--- Exercise task ---
Repeat the whole of the data, keeping every detail the same.

--- Supplied information ---
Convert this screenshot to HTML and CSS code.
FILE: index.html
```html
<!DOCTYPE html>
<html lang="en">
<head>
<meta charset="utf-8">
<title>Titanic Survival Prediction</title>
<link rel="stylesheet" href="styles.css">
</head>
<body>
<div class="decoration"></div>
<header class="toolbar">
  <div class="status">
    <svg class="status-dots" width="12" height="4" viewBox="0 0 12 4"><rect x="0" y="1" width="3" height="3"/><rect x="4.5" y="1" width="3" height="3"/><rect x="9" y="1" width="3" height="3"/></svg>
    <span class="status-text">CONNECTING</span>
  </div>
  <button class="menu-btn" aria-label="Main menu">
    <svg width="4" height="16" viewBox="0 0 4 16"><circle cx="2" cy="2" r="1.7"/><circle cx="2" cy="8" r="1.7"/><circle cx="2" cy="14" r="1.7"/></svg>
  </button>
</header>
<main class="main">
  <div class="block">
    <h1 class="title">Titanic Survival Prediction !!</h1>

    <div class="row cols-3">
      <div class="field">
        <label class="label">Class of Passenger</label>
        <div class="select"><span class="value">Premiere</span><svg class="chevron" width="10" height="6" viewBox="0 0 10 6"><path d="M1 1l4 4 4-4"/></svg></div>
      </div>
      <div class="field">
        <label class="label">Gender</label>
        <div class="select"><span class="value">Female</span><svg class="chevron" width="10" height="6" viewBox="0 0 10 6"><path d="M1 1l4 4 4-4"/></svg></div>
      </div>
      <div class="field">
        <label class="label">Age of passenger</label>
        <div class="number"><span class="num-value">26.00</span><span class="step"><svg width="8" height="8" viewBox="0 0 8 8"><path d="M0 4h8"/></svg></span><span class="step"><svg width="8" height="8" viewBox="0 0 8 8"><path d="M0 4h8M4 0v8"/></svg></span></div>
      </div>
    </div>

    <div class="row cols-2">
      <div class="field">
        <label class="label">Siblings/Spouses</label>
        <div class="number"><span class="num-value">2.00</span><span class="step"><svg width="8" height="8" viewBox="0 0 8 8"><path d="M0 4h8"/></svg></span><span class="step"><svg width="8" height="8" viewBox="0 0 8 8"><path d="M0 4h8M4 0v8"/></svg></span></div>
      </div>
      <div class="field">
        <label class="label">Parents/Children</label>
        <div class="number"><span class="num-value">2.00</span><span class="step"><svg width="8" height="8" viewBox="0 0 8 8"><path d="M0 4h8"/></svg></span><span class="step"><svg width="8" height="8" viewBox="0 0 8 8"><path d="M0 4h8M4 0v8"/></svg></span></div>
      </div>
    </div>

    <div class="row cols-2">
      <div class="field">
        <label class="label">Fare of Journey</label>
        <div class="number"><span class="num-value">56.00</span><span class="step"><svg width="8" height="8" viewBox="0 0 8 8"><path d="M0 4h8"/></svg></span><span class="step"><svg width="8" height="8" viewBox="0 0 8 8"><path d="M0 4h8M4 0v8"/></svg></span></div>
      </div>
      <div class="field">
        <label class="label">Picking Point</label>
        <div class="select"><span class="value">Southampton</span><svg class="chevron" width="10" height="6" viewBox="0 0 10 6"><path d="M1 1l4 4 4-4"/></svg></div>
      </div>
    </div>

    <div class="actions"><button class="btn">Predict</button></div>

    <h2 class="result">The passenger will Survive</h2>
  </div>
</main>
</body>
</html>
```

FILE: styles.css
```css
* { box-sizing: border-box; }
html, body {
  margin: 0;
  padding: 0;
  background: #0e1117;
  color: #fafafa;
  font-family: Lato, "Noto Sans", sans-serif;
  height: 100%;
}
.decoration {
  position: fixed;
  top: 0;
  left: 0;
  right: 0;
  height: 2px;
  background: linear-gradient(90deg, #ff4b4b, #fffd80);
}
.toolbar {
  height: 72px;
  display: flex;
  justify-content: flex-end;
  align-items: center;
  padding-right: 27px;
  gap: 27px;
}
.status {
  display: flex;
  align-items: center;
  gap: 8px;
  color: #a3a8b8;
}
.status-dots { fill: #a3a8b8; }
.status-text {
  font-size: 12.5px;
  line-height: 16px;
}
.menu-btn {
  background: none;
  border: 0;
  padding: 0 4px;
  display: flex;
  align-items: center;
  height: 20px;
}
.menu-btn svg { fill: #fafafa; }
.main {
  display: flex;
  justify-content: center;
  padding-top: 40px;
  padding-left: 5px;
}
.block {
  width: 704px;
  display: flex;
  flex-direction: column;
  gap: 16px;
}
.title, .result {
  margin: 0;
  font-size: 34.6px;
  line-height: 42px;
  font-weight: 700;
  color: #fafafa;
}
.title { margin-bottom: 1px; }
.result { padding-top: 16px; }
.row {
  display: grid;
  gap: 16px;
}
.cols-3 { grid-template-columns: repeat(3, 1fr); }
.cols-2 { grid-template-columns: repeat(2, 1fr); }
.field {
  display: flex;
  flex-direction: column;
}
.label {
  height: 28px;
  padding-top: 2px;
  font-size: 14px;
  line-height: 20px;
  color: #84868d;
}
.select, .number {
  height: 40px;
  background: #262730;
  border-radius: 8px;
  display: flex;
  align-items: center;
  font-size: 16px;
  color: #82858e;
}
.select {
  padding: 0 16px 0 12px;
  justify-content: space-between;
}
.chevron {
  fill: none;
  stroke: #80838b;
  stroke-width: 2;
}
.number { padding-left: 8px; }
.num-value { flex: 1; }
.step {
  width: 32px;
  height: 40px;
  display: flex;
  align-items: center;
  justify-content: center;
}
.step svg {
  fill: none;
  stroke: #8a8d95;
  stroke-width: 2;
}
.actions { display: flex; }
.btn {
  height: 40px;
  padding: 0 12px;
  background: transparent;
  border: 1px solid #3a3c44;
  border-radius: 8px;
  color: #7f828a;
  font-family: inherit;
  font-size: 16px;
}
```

--- Exercise result ---
Convert this screenshot to HTML and CSS code.
FILE: index.html
```html
<!DOCTYPE html>
<html lang="en">
<head>
<meta charset="utf-8">
<title>Titanic Survival Prediction</title>
<link rel="stylesheet" href="styles.css">
</head>
<body>
<div class="decoration"></div>
<header class="toolbar">
  <div class="status">
    <svg class="status-dots" width="12" height="4" viewBox="0 0 12 4"><rect x="0" y="1" width="3" height="3"/><rect x="4.5" y="1" width="3" height="3"/><rect x="9" y="1" width="3" height="3"/></svg>
    <span class="status-text">CONNECTING</span>
  </div>
  <button class="menu-btn" aria-label="Main menu">
    <svg width="4" height="16" viewBox="0 0 4 16"><circle cx="2" cy="2" r="1.7"/><circle cx="2" cy="8" r="1.7"/><circle cx="2" cy="14" r="1.7"/></svg>
  </button>
</header>
<main class="main">
  <div class="block">
    <h1 class="title">Titanic Survival Prediction !!</h1>

    <div class="row cols-3">
      <div class="field">
        <label class="label">Class of Passenger</label>
        <div class="select"><span class="value">Premiere</span><svg class="chevron" width="10" height="6" viewBox="0 0 10 6"><path d="M1 1l4 4 4-4"/></svg></div>
      </div>
      <div class="field">
        <label class="label">Gender</label>
        <div class="select"><span class="value">Female</span><svg class="chevron" width="10" height="6" viewBox="0 0 10 6"><path d="M1 1l4 4 4-4"/></svg></div>
      </div>
      <div class="field">
        <label class="label">Age of passenger</label>
        <div class="number"><span class="num-value">26.00</span><span class="step"><svg width="8" height="8" viewBox="0 0 8 8"><path d="M0 4h8"/></svg></span><span class="step"><svg width="8" height="8" viewBox="0 0 8 8"><path d="M0 4h8M4 0v8"/></svg></span></div>
      </div>
    </div>

    <div class="row cols-2">
      <div class="field">
        <label class="label">Siblings/Spouses</label>
        <div class="number"><span class="num-value">2.00</span><span class="step"><svg width="8" height="8" viewBox="0 0 8 8"><path d="M0 4h8"/></svg></span><span class="step"><svg width="8" height="8" viewBox="0 0 8 8"><path d="M0 4h8M4 0v8"/></svg></span></div>
      </div>
      <div class="field">
        <label class="label">Parents/Children</label>
        <div class="number"><span class="num-value">2.00</span><span class="step"><svg width="8" height="8" viewBox="0 0 8 8"><path d="M0 4h8"/></svg></span><span class="step"><svg width="8" height="8" viewBox="0 0 8 8"><path d="M0 4h8M4 0v8"/></svg></span></div>
      </div>
    </div>

    <div class="row cols-2">
      <div class="field">
        <label class="label">Fare of Journey</label>
        <div class="number"><span class="num-value">56.00</span><span class="step"><svg width="8" height="8" viewBox="0 0 8 8"><path d="M0 4h8"/></svg></span><span class="step"><svg width="8" height="8" viewBox="0 0 8 8"><path d="M0 4h8M4 0v8"/></svg></span></div>
      </div>
      <div class="field">
        <label class="label">Picking Point</label>
        <div class="select"><span class="value">Southampton</span><svg class="chevron" width="10" height="6" viewBox="0 0 10 6"><path d="M1 1l4 4 4-4"/></svg></div>
      </div>
    </div>

    <div class="actions"><button class="btn">Predict</button></div>

    <h2 class="result">The passenger will Survive</h2>
  </div>
</main>
</body>
</html>
```

FILE: styles.css
```css
* { box-sizing: border-box; }
html, body {
  margin: 0;
  padding: 0;
  background: #0e1117;
  color: #fafafa;
  font-family: Lato, "Noto Sans", sans-serif;
  height: 100%;
}
.decoration {
  position: fixed;
  top: 0;
  left: 0;
  right: 0;
  height: 2px;
  background: linear-gradient(90deg, #ff4b4b, #fffd80);
}
.toolbar {
  height: 72px;
  display: flex;
  justify-content: flex-end;
  align-items: center;
  padding-right: 27px;
  gap: 27px;
}
.status {
  display: flex;
  align-items: center;
  gap: 8px;
  color: #a3a8b8;
}
.status-dots { fill: #a3a8b8; }
.status-text {
  font-size: 12.5px;
  line-height: 16px;
}
.menu-btn {
  background: none;
  border: 0;
  padding: 0 4px;
  display: flex;
  align-items: center;
  height: 20px;
}
.menu-btn svg { fill: #fafafa; }
.main {
  display: flex;
  justify-content: center;
  padding-top: 40px;
  padding-left: 5px;
}
.block {
  width: 704px;
  display: flex;
  flex-direction: column;
  gap: 16px;
}
.title, .result {
  margin: 0;
  font-size: 34.6px;
  line-height: 42px;
  font-weight: 700;
  color: #fafafa;
}
.title { margin-bottom: 1px; }
.result { padding-top: 16px; }
.row {
  display: grid;
  gap: 16px;
}
.cols-3 { grid-template-columns: repeat(3, 1fr); }
.cols-2 { grid-template-columns: repeat(2, 1fr); }
.field {
  display: flex;
  flex-direction: column;
}
.label {
  height: 28px;
  padding-top: 2px;
  font-size: 14px;
  line-height: 20px;
  color: #84868d;
}
.select, .number {
  height: 40px;
  background: #262730;
  border-radius: 8px;
  display: flex;
  align-items: center;
  font-size: 16px;
  color: #82858e;
}
.select {
  padding: 0 16px 0 12px;
  justify-content: space-between;
}
.chevron {
  fill: none;
  stroke: #80838b;
  stroke-width: 2;
}
.number { padding-left: 8px; }
.num-value { flex: 1; }
.step {
  width: 32px;
  height: 40px;
  display: flex;
  align-items: center;
  justify-content: center;
}
.step svg {
  fill: none;
  stroke: #8a8d95;
  stroke-width: 2;
}
.actions { display: flex; }
.btn {
  height: 40px;
  padding: 0 12px;
  background: transparent;
  border: 1px solid #3a3c44;
  border-radius: 8px;
  color: #7f828a;
  font-family: inherit;
  font-size: 16px;
}
```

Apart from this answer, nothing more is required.